Harvest 2021 - what can you expect from this vintage?
It’s impossible to talk about an Argentinian vintage and define the style as it’s a country which spans 2,360 miles from north to south and 880 miles across, giving rise to a range of latitudes and altitudes. We need to break it down into key regions to get a true picture of the harvest.
In Mendoza, frosts in spring and a cool rainy period in February meant many whites were ripening late, resulting in wines which are slightly lower in concentration and higher in acidity. This isn’t a bad thing, think about the Chardonnay grown in Chablis where fruit is gentle and acidity is high. Malbecs from the region are described as having slightly lower alcohol, tangy acidity, elegant fruit and excellent complexity.

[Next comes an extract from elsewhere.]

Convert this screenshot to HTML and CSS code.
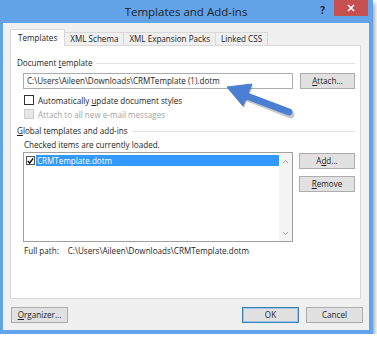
FILE: index.html
```html
<!DOCTYPE html>
<html lang="en">
<head>
  <meta charset="UTF-8">
  <title>Templates and Add-ins</title>
  <link rel="stylesheet" href="styles.css">
</head>
<body>
  <div class="window">
    <div class="titlebar">
      <div></div>
      <div class="title">Templates and Add-ins</div>
      <div class="controls">
        <span class="help">?</span>
        <span class="close">
          <svg width="8" height="8" viewBox="0 0 8 8"><path d="M1 1L7 7M7 1L1 7" stroke="#fff" stroke-width="1.6"/></svg>
        </span>
      </div>
    </div>

    <div class="body">
      <div class="tabs">
        <div class="tab active">Templates</div>
        <div class="tab">XML Schema</div>
        <div class="tab">XML Expansion Packs</div>
        <div class="tab">Linked CSS</div>
      </div>

      <div class="panel">
        <div class="group-title"><span>Document <u>t</u>emplate</span></div>
        <div class="field-row">
          <div class="textbox">C:\Users\Aileen\Downloads\CRMTemplate (1).dotm</div>
          <button class="btn"><u>A</u>ttach...</button>
        </div>
        <label class="check-row">
          <span class="checkbox"></span>
          <span>Automatically <u>u</u>pdate document styles</span>
        </label>
        <label class="check-row disabled">
          <span class="checkbox"></span>
          <span>Attach to all new e-mail messages</span>
        </label>

        <div class="group-title second"><span><u>G</u>lobal templates and add-ins</span></div>
        <div class="hint">Checked items are currently loaded.</div>
        <div class="list-row">
          <div class="listbox">
            <div class="list-items">
              <div class="list-item">
                <span class="checkbox checked">
                  <svg width="8" height="8" viewBox="0 0 8 8"><path d="M1 4L3 6.5L7 1" fill="none" stroke="#000" stroke-width="1.6"/></svg>
                </span>
                <span class="item-text">CRMTemplate.dotm</span>
              </div>
            </div>
            <div class="scrollbar">
              <svg width="7" height="5" viewBox="0 0 7 5"><path d="M1 4L3.5 1.5L6 4" fill="none" stroke="#a8a8a8" stroke-width="1"/></svg>
              <svg width="7" height="5" viewBox="0 0 7 5"><path d="M1 1L3.5 3.5L6 1" fill="none" stroke="#a8a8a8" stroke-width="1"/></svg>
            </div>
          </div>
          <div class="side-buttons">
            <button class="btn">A<u>d</u>d...</button>
            <button class="btn"><u>R</u>emove</button>
          </div>
        </div>
        <div class="full-path">
          <span class="fp-label">Full path:</span>
          <span>C:\Users\Aileen\Downloads\CRMTemplate.dotm</span>
        </div>
      </div>

      <div class="footer">
        <button class="btn wide"><u>O</u>rganizer...</button>
        <div class="footer-right">
          <button class="btn wide default">OK</button>
          <button class="btn wide">Cancel</button>
        </div>
      </div>
    </div>
  </div>

  <!-- annotation arrow drawn over the screenshot -->
  <svg class="arrow" width="377" height="340" viewBox="0 0 377 340">
    <g fill="rgba(0,0,0,0.22)" stroke="rgba(0,0,0,0.22)">
      <line x1="245" y1="97" x2="291" y2="115" stroke-width="7" stroke-linecap="round"/>
      <polygon points="228,89 253,86 244,108" stroke="none"/>
    </g>
    <g fill="#4a7fd3" stroke="#4a7fd3">
      <line x1="244" y1="95" x2="289" y2="112" stroke-width="7" stroke-linecap="round"/>
      <polygon points="227,87 252,84 243,106" stroke-width="1" stroke-linejoin="round"/>
    </g>
  </svg>
</body>
</html>
```

FILE: styles.css
```css
body {
  margin: 0;
  background: #fff;
  font-family: "Open Sans", "Liberation Sans", sans-serif;
  font-size: 8.1px;
  color: #1e1e1e;
  position: relative;
}
.window {
  width: 373px;
  height: 334px;
  box-sizing: border-box;
  background: #62a3ea;
  padding: 0 4px 4px 3px;
  box-shadow: 2px 3px 4px rgba(0, 0, 0, 0.35);
  display: flex;
  flex-direction: column;
}
.titlebar {
  height: 23px;
  display: grid;
  grid-template-columns: 1fr auto 1fr;
}
.title {
  font-size: 11.5px;
  line-height: 23px;
  color: #1f1f1f;
}
.controls {
  display: flex;
  justify-content: flex-end;
  align-items: flex-start;
}
.help {
  font-size: 10px;
  font-weight: bold;
  color: #222;
  margin-top: 3px;
  margin-right: 9px;
}
.close {
  width: 34px;
  height: 16px;
  background: #c75050;
  display: flex;
  justify-content: center;
  align-items: center;
  margin-right: 1px;
}
.body {
  flex: 1;
  background: #f0f0f0;
  padding: 6px 8px 0 7px;
  display: flex;
  flex-direction: column;
}
.tabs {
  display: flex;
  align-items: flex-end;
  height: 16px;
  position: relative;
  z-index: 1;
}
.tab {
  height: 13px;
  line-height: 12px;
  box-sizing: border-box;
  border: 1px solid #d9d9d9;
  border-bottom: none;
  border-left: none;
  background: #f0f0f0;
  padding: 0 5px;
  color: #222;
}
.tab.active {
  height: 17px;
  margin-bottom: -1px;
  line-height: 16px;
  background: #fff;
  border-left: 1px solid #d9d9d9;
  padding: 0 7px;
}
.panel {
  height: 254px;
  box-sizing: border-box;
  background: #fff;
  border: 1px solid #d9d9d9;
  padding: 11px 5px 0 6px;
}
.group-title {
  display: flex;
  align-items: center;
  height: 12px;
  line-height: 12px;
}
.group-title::after {
  content: "";
  flex: 1;
  border-top: 1px solid #e3e3e3;
  margin-left: 4px;
}
.group-title.second {
  margin-top: 4px;
}
.field-row {
  display: flex;
  gap: 7px;
  margin: 4px 0 0 6px;
}
.textbox {
  width: 270px;
  height: 16px;
  box-sizing: border-box;
  border: 1px solid #abadb3;
  padding: 0 3px;
  line-height: 14px;
  white-space: nowrap;
  overflow: hidden;
}
.btn {
  width: 55px;
  height: 16px;
  box-sizing: border-box;
  border: 1px solid #adadad;
  background: #e1e1e1;
  font: inherit;
  color: #1e1e1e;
  padding: 0;
  line-height: 14px;
}
.btn.wide {
  width: 57px;
}
.btn.default {
  border-color: #3c7fb1;
  box-shadow: inset 0 0 0 1px #9cc6ec;
}
.check-row {
  display: flex;
  align-items: center;
  height: 14px;
  margin-left: 7px;
  gap: 4px;
}
.check-row:first-of-type {
  margin-top: 4px;
}
.checkbox {
  width: 10px;
  height: 10px;
  box-sizing: border-box;
  border: 1px solid #333;
  background: #fff;
  display: flex;
  align-items: center;
  justify-content: center;
}
.check-row.disabled {
  color: #a3a3a3;
}
.check-row.disabled .checkbox {
  border-color: #cdcdcd;
  background: #e6e6e6;
}
.hint {
  margin: 2px 0 0 7px;
  line-height: 12px;
}
.list-row {
  display: flex;
  gap: 6px;
  margin: 1px 0 0 6px;
}
.listbox {
  width: 270px;
  height: 90px;
  box-sizing: border-box;
  border: 1px solid #a0a0a0;
  display: flex;
}
.list-items {
  flex: 1;
  padding: 2px 0 0 2px;
}
.list-item {
  display: flex;
  align-items: center;
  gap: 1px;
  height: 11px;
}
.list-item .checkbox {
  width: 9px;
  height: 9px;
  border-color: #555;
}
.item-text {
  flex: 1;
  background: #3399ff;
  color: #fff;
  height: 11px;
  line-height: 11px;
  padding-left: 1px;
}
.scrollbar {
  width: 13px;
  background: #f4f4f4;
  display: flex;
  flex-direction: column;
  justify-content: space-between;
  align-items: center;
  padding: 6px 0 5px;
  box-sizing: border-box;
}
.side-buttons {
  display: flex;
  flex-direction: column;
  gap: 7px;
  padding-top: 1px;
}
.side-buttons .btn {
  width: 56px;
}
.full-path {
  margin: 3px 0 0 7px;
  line-height: 12px;
  display: flex;
  gap: 9px;
}
.footer {
  display: flex;
  justify-content: space-between;
  margin-top: 8px;
  padding-left: 1px;
}
.footer-right {
  display: flex;
  gap: 7px;
  margin-right: -2px;
}
.arrow {
  position: absolute;
  left: 0;
  top: 0;
}
```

The red and white harvest crossed over a little in parts of Mendoza, giving rise to labour shortages. Then you factor in Covid restrictions and you had winemakers tearing their hair out! It’s Argentina’s second harvest under Covid restrictions, but despite the labour shortages and a challenging growing period in Mendoza, winemakers are talking about an ‘extraordinary harvest’ with the overall quality of the grapes being very good.
San Juan, Argentina’s second largest wine-producing province, reported its best harvest in recent years, particularly in the Pedernal Valley. In the high altitude Calchaqui Valley in the far north of Argentina, the harvest was fairly typical for the region with average rainfall in Cafayate and a warm summer that brought the harvest forward a few days.
In Argentina’s most southerly wine producing region of Patagonia, unusual snowfall early on was concerning, but this was followed by a dry, warm and windy summer. Winemakers here talk about a healthy harvest with low yields, freshness and complexity.
Although we sell a range of wines from across Argentina, many of our wines are from Mendoza, so the key thing to remember is that the 2021 harvest was a little cooler than average - slightly more restrained, delicately perfumed wines which are generally higher in acidity and a touch lower in alcohol. We’re expecting our first 2021 wines to land later this year, so we’ll let you know what we think as soon as we can get our hands on a bottle!